Messi: Chasing Argentine hearts, not records

playmaker fantasista

With a swing of his magical left leg, Lionel Messi broke yet another record on his way to helping Argentina reach the 2016 Copa America final in the United States.

Messi surpassed Gabriel Batistuta’s all-time national team goals record of 54 with a typically sublime 25-yard free-kick as his country decimated the hosts 4-0 in the tournament’s semi-final.

The world’s premier player is already the competition’s top assister despite missing the opening game, and is now also aiming to finish the Copa’s top scorer, being just one goal behind Chile’s Eduardo Vargas in what could turn out to be a straight shoot-out in the final for the Golden Boot, as well as the tournament’s title.

The final is a repeat of 2015’s edition which Chile won on penalties, with Vargas winning Golden Boot. The clash is also repeat of both teams’ first group game, which Argentina won 2-1 without their captain and talisman.

Since his return however, Messi has taken centre-stage in the States. His name has been chanted above everyone else’s, wherever and whenever Argentina have played – even, arguably, over the US team in the semi-final. Visibly his, and Barcelona’s, shirt has been the most on show in the crowds that came to watch.

Yet when it comes to Argentines, there’s a certain disconnect where Messi is concerned – and it’s the shadow of another legendary No.10 which still looms large and influences opinion. Whilst he’s long surpassed Maradona’s scoring record for country, he hasn’t led the national team to glory; and until he does, an unfair stigma remains.

Argentina no.10

As Jeff Himmelman wrote in his excellent piece for the nytimes.com prior to the 2014 World Cup, all of the following has been levelled at Argentina’s captain by his fellow countrymen over the years ‘from cabdrivers to coaches to professional commentators’:

Messi left Argentina too soon; he didn’t come up through the club ranks and play for a first-division side in Argentina, as other heroes like Maradona and Carlos Tévez have done; he hasn’t sung along with the national anthem before games; he has no passion, no personality; he doesn’t “feel the shirt” of the national team the way other players do.

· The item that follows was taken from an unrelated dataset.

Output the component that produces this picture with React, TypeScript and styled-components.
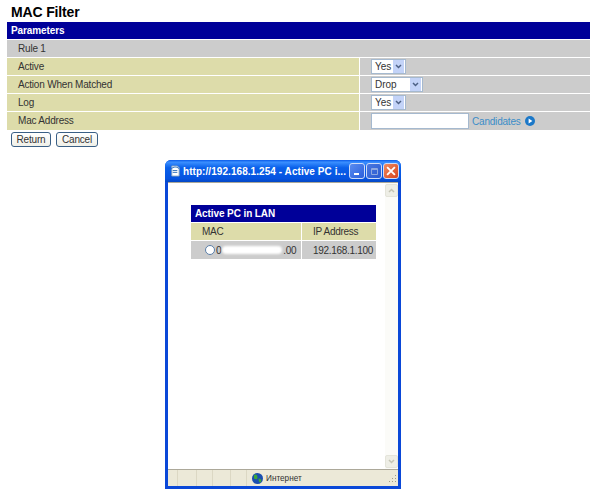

Although born and raised in Rosario, Messi has never fully won over his natives or secured their adulation and devotion – unlike Maradona. Former professional boxer Pablo Rodríguez, said:

Maradona developed his talent in the mud,” referring to Villa Fiorito, the slum where Diego’s from. “I don’t identify with Messi, who was born surrounded by cotton.

Others simply sneer that they “don’t know who he is,” due to the fact that he left for Barcelona aged 13. Shy and introverted off the pitch, and phenomenally professional on it, Messi doesn’t display the characteristics of a street urchin-type player with whom many Argentines identify with and celebrate. Despite keeping his local accent it has been said that Messi’s linguistic twang is the only thing which links his nation to its most celebrated export. Many still feel him ‘not Argentine enough’. As Argentine soccer journalist, Martin Mazur, was quoted:

The greatest gift for Messi during these years is that he never lost the Argentine accent. You can’t imagine what it would have been for him if he hadn’t had it. They [the fans] probably would have killed him.

fantasista Argentina

Despite these prevailing views Messi has grown to become the undisputed leader of his country, captaining Argentina to what will be a third final in a row. It’s a far cry from the lows of the Copa América in the summer of 2011, when Messi was openly jeered by his own fans after the team was eliminated at the quarter-final stage.

However there are still many hearts to win, and because of this Messi is expected to represent ‘the shirt’ without unconditional backing in his homeland. Writer and author Marcelo Sottile has expressed that the playmaker “has no fanbase” or homegrown support, so “there is less room for forgiveness,” were others have benefited.

Whilst some believe Messi has already dethroned Maradona as the records continue to tumble and numerous goals are created and scored, others feel he’ll never equal el pibe d’oro. After all, as Martín Caparrós put it:

Maradona had the enormous advantage that he didn’t have to be like anyone else, and Messi has to be like Maradona all the time.

Unless he soon delivers Argentina’s first title since 1993, he may never surpass Diego in those people’s thinking.

His is a legend so great, he has magical stories ranging back from the time when he was just a young boy. How could anyone really compete? To end, a reference to one such tale to show the disparity between the two great 10s:

As a boy, the future fantasista earned a cookie for each goal he scored, however, he began to routinely score four or five per game, leading his coach to strike a deal to make it harder for the short phenomenon: he would now only earn two cookies for every goal scored with his head against the older, taller children! The next game, the No.10 dribbled around the entire opposition and goalkeeper, then stopped on the goal line. He flicked the ball up and nodded it into the empty net, looked for his coach on the side, smiled and held up two fingers to signal his reward.

It’s the kind of impish genius you would expect to hear about a young Maradona, performing in Villa Fiorito; except, this story was about a young Lionel Messi, the Rosario resident, who has remained Argentine through and through.